Taxes. This word sends shivers down the spine of even the most financially responsible individual. In the grand tapestry of taxation, where terms swirl around like the most tedious cocktail party chatter you’ve ever endured, two terms often pop up with the vigor of a jack-in-the-box: “Flat Tax” and “Sales Tax.” While these two may seem like distant cousins, a closer look shows some surprising overlaps and influences on each other. Let’s discover how!
Understanding Flat Taxes and Sales Taxes
Flat taxes and sales taxes are two fundamental approaches to taxation. A flat tax is an income tax system where everyone pays the same tax rate no matter their income level, making it fundamentally simple.

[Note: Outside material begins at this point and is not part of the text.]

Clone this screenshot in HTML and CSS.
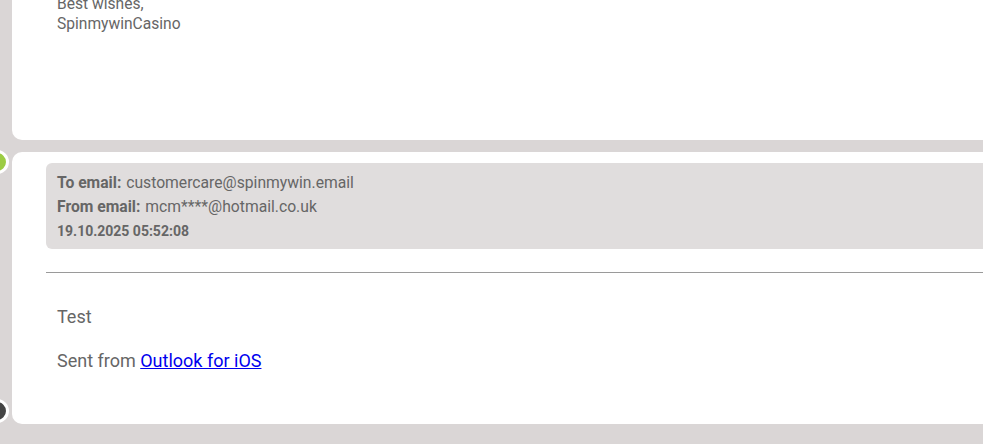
FILE: index.html
```html
<!DOCTYPE html>
<html>
<head>
<meta charset="utf-8">
<link rel="stylesheet" href="styles.css">
</head>
<body>
<div class="thread">
  <div class="card card-prev">
    <p class="sign">Best wishes,<br>SpinmywinCasino</p>
  </div>
  <div class="card card-current">
    <span class="dot dot-green"></span>
    <span class="dot dot-dark"></span>
    <div class="meta">
      <div class="meta-row"><span class="label">To email:</span> customercare@spinmywin.email</div>
      <div class="meta-row"><span class="label">From email:</span> mcm****@hotmail.co.uk</div>
      <div class="meta-row date">19.10.2025 05:52:08</div>
    </div>
    <hr class="sep">
    <div class="msg-body">
      <p>Test</p>
      <p>Sent from <a href="#">Outlook for iOS</a></p>
    </div>
  </div>
</div>
</body>
</html>
```
FILE: styles.css
```css
html, body {
  margin: 0;
  padding: 0;
  background: #dad6d6;
  overflow: hidden;
}
body {
  font-family: Roboto, "Liberation Sans", sans-serif;
  color: #666;
  width: 983px;
  height: 444px;
}
.thread {
  display: flex;
  flex-direction: column;
  gap: 12px;
  padding-left: 12px;
  margin-top: -60px;
  width: 1000px;
}
.card {
  position: relative;
  background: #fff;
  border-radius: 10px;
}
.card-prev {
  padding: 54px 0 106px 45px;
}
.sign {
  margin: 0;
  font-size: 15.6px;
  line-height: 20px;
}
.card-current {
  padding: 11px 0 51px 34px;
}
.meta {
  background: #e0dddd;
  border-radius: 6px;
  padding: 8px 11px 6px;
  font-size: 15.7px;
  line-height: 24px;
}
.label {
  font-weight: 700;
  margin-right: 1px;
}
.date {
  font-weight: 700;
  font-size: 14px;
}
.sep {
  margin: 23px 0 0 0;
  border: 0;
  border-top: 1px solid #9a9a9a;
  height: 0;
}
.msg-body {
  padding: 32px 0 0 11px;
  font-size: 18px;
  line-height: 24px;
}
.msg-body p {
  margin: 0 0 20px 0;
}
.msg-body p:last-child {
  margin-bottom: 0;
}
.msg-body a {
  color: #0000ee;
}
.dot {
  position: absolute;
  width: 18px;
  height: 18px;
  border-radius: 50%;
  border: 3px solid #fff;
  left: -27px;
}
.dot-green {
  background: #9ccc44;
  top: -2px;
}
.dot-dark {
  background: #444;
  bottom: 1px;
}
```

For example, if a flat tax rate is set at 5%, a taxpayer earning $200,000 annually will pay $10,000 in taxes, while another person earning $700,000 a year will pay $35,000 per year in taxes.
A sales tax is a compulsory consumption tax imposed on the sale of goods and services, generally the same percentage of the price paid by the consumer. Businesses collect sales tax from customers at the point of purchase and remit it to the government. This tax revenue is generally used to fund public services such as education, infrastructure, and healthcare. You’re likely to pay sales taxes when shopping for everyday items you purchase.
Sales tax can vary across states and local governments.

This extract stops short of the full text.